28       Registration of a Commonwealth judgment under the Act is for the purposes of execution. This is made clear by s 3(3)(B) of the Act which reads as follows:

Where a judgment is registered under this section — the registering court shall have the same control and jurisdiction over the judgment as it has over similar judgments given by itself, but in so far only as relates to execution under this section. (Emphasis added.)

29       Bearing this in mind, and being of the view that the judgment was severable in the sense that the certain parts of the judgment could be clearly identified and separated from the uncertain parts, we came to the conclusion that there was no reason, and that justice required it, that the judgment should not be set aside thus enabling MBf to enforce so much of the judgment which could not disputed or impugned before the Singapore courts.

30       The case of Re Lim Kim Guan, ex p Four Seas Communications Bank Ltd relied on by the appellants’ counsel relates specifically to bankruptcy notices where different considerations apply. We agree with Chao Hick Tin J that this case has no relevance to the issues of registering a Commonwealth judgment under the Act or for setting aside such registration.

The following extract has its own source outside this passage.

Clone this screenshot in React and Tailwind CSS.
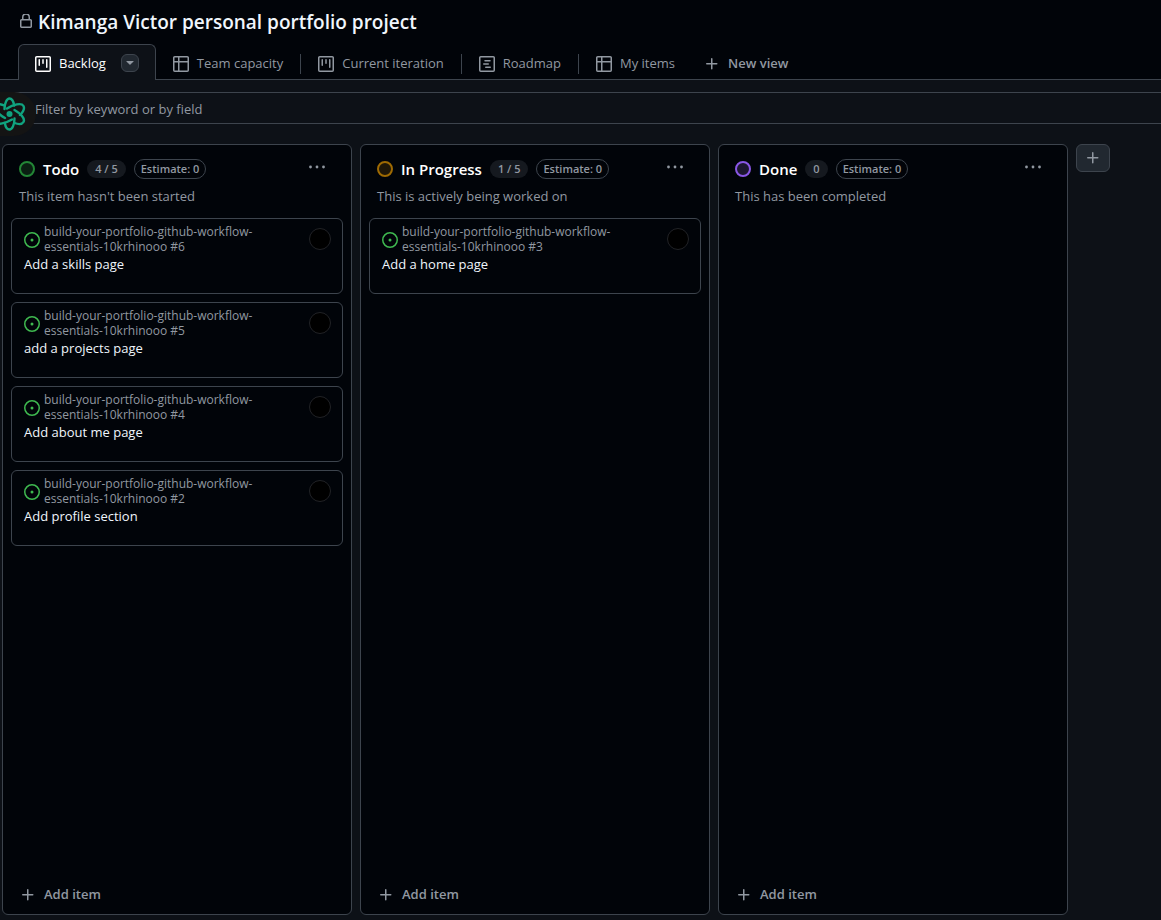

31       The words ‘just and convenient’ in s 3(1) of the Act and ‘just and convenient’ in O 67 r 9(3) cannot, in our view, give an untrammelled discretion to the courts. The effect of both sets of words is, in our view, the same and their effect as described by Fletcher Moulton LJ in Edwards & Co v Picard at p 907 is, ‘where it is practicable and the interests of justice require it’. We would adopt it.

32       We did not see anything impracticable or inimical to the interests of justice in permitting the registration of the judgment to stand and accordingly, we dismissed this appeal with costs.